Take the two bookend pieces, "Emerald and Lime" and "Emerald and Stone." They're beautiful piano/synth reveries - heavenly. For a more classic "ambient" sound, listen to the nearly eight-minute-long "Late Anthropocene" which closes the album. There, sustained tones overlap and weave in and out of each other in a sublime swirl of electronics, punctuated by mysterious artificial percussion noises that add background color to the piece. Marvelous! There are many fellow practitioners of this electro-instrumental genre (ex., Trent Reznor), but nobody does it as superbly as Brian Eno. Long may he reign!
14 of 16 people found the following review helpful:
5.0 out of 5 stars
Bring Dramamine When You Board. The Milk Sea Features Some Turbulent Tides.,
By Starr S. (Portland, Maine) - See all my reviews
This review is from: Small Craft on a Milk Sea (Audio CD)
Poetic, peaceful, intense and completely imbalanced. In one moment, you're floating along gently and in the next, there's a storm in that milk sea and you're gettin' whipped around on HIGH like a Dairy Queen Blizzard in the blender. Brian Eno is a master of the Electronic/Ambient realms of contemporary music and he has a cult following when it pertains to his peaceful and looped Ambient works. This time out, there are also some louder elements presenting.

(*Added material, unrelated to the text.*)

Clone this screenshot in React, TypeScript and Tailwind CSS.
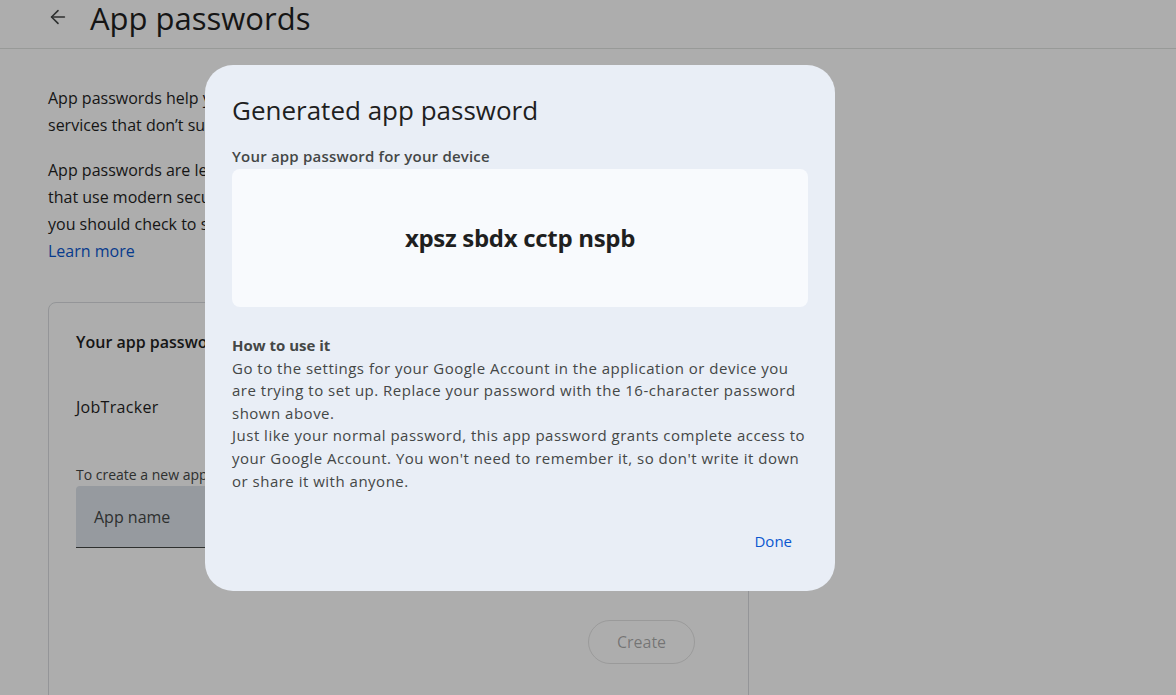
import { ArrowLeft } from "lucide-react";

const sans = "font-['Open_Sans','Roboto',sans-serif]";

function PageBehind() {
    return (
        <div className={`min-h-[695px] bg-white text-[#1f1f1f] ${sans}`}>
            <header className="h-[49px] border-b border-[#e1e3e1] flex items-start">
                <div className="w-[90px] flex justify-start pl-[47px] pt-[6px]">
                    <ArrowLeft size={22} strokeWidth={1.75} className="text-[#444746]" />
                </div>
                <h1 className="text-[31px] leading-[36px] text-[#1f1f1f]">App passwords</h1>
            </header>

            <div className="pl-[48px] pt-[36px] w-[749px]">
                <p className="text-[16px] leading-[27px] text-[#1f1f1f]">
                    App passwords help you sign into your Google Account on older apps and
                    <br />
                    services that don’t support modern security standards.
                </p>
                <p className="mt-[18px] text-[16px] leading-[27px] text-[#1f1f1f]">
                    App passwords are less secure than using up-to-date apps and services
                    <br />
                    that use modern security standards. Before you create an app password,
                    <br />
                    you should check to see if your app needs this in order to sign in.
                    <br />
                    <span className="text-[#0b57d0]">Learn more</span>
                </p>

                <div className="mt-[37px] border border-[#dadce0] rounded-[8px] px-[27px] pt-[27px] pb-[40px]">
                    <h2 className="text-[16px] leading-[24px] font-semibold">Your app passwords</h2>
                    <div className="mt-[41px] text-[16px] leading-[24px] tracking-[0.3px]">JobTracker</div>
                    <p className="mt-[46px] text-[14px] leading-[20px] text-[#444746]">
                        To create a new app specific password, type a name for it below...
                    </p>
                    <div className="mt-[1px] w-[472px] h-[62px] bg-[#dde3ea] rounded-t-[4px] border-b border-[#444746] flex items-center px-[18px]">
                        <span className="text-[16px] text-[#444746]">App name</span>
                    </div>
                    <div className="flex justify-end mt-[72px] pr-[26px]">
                        <button className="h-[44px] w-[107px] rounded-full border border-[#1f1f1f]/[0.12] text-[16px] text-[#1f1f1f]/[0.38] font-medium">
                            Create
                        </button>
                    </div>
                </div>
            </div>
        </div>
    );
}

export default function App() {
    return (
        <div className="relative w-[1176px] h-[695px] overflow-hidden">
            <PageBehind />

            <div className="fixed inset-0 bg-black/[0.32]" />

            <div className={`fixed left-[205px] top-[65px] w-[630px] h-[526px] rounded-[28px] bg-[#e9eef6] px-[27px] pt-[28px] text-[#1f1f1f] ${sans}`}>
                <h2 className="text-[26px] leading-[34px]">Generated app password</h2>
                <div className="mt-[19px] text-[15px] leading-[20px] font-semibold tracking-[0.2px] text-[#444746]">Your app password for your device</div>
                <div className="mt-[3px] h-[138px] rounded-[8px] bg-[#f8fafd] flex items-center justify-center">
                    <span className="text-[24px] font-bold tracking-[-0.3px] text-[#1f1f1f]">xpsz sbdx cctp nspb</span>
                </div>

                <div className="mt-[27px] text-[15px] leading-[22.6px] tracking-[0.5px] text-[#444746]">
                    <div className="font-bold tracking-normal">How to use it</div>
                    <p>
                        Go to the settings for your Google Account in the application or device you are trying to set up. Replace your password with the 16-character password shown above.
                    </p>
                    <p>
                        Just like your normal password, this app password grants complete access to your Google Account. You won&apos;t need to remember it, so don&apos;t write it down or share it with anyone.
                    </p>
                </div>

                <div className="flex justify-end mt-[38px] pr-[16px]">
                    <button className="text-[15px] font-medium text-[#0b57d0]">Done</button>
                </div>
            </div>
        </div>
    );
}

Tracks #5, "Horse" & #6, "2 Forms of Anger" are respectively tribal-ish and Drum and Bass-ish, putting forth more aggressive vibes, especially with the latter building up into a crescendo of Eno as I've never heard him before. I'll stand behind my opening descriptors and WILL SAY that this one might cause you to wanna skip a track or two, especially the aforementioned titles with their more "headbanging" sonics. If you're expecting to be lulled to sleep a la "Music For Airports" or "Plateaux of Mirror," there are places here which certainly support this, but as I have previously mentioned, there's something new happening here too; or OLD. Somehow, the more "techno" moments of "Nerve Net" come to mind, but on a much noisier level. All in all, it's still Eno with the same degrees of concentration on the Ambient, but with some additional dabbling in the "experimental" and may take a few listens to fully digest and appreciate. Bring dramamine when you board. The milk sea features some turbulent tides.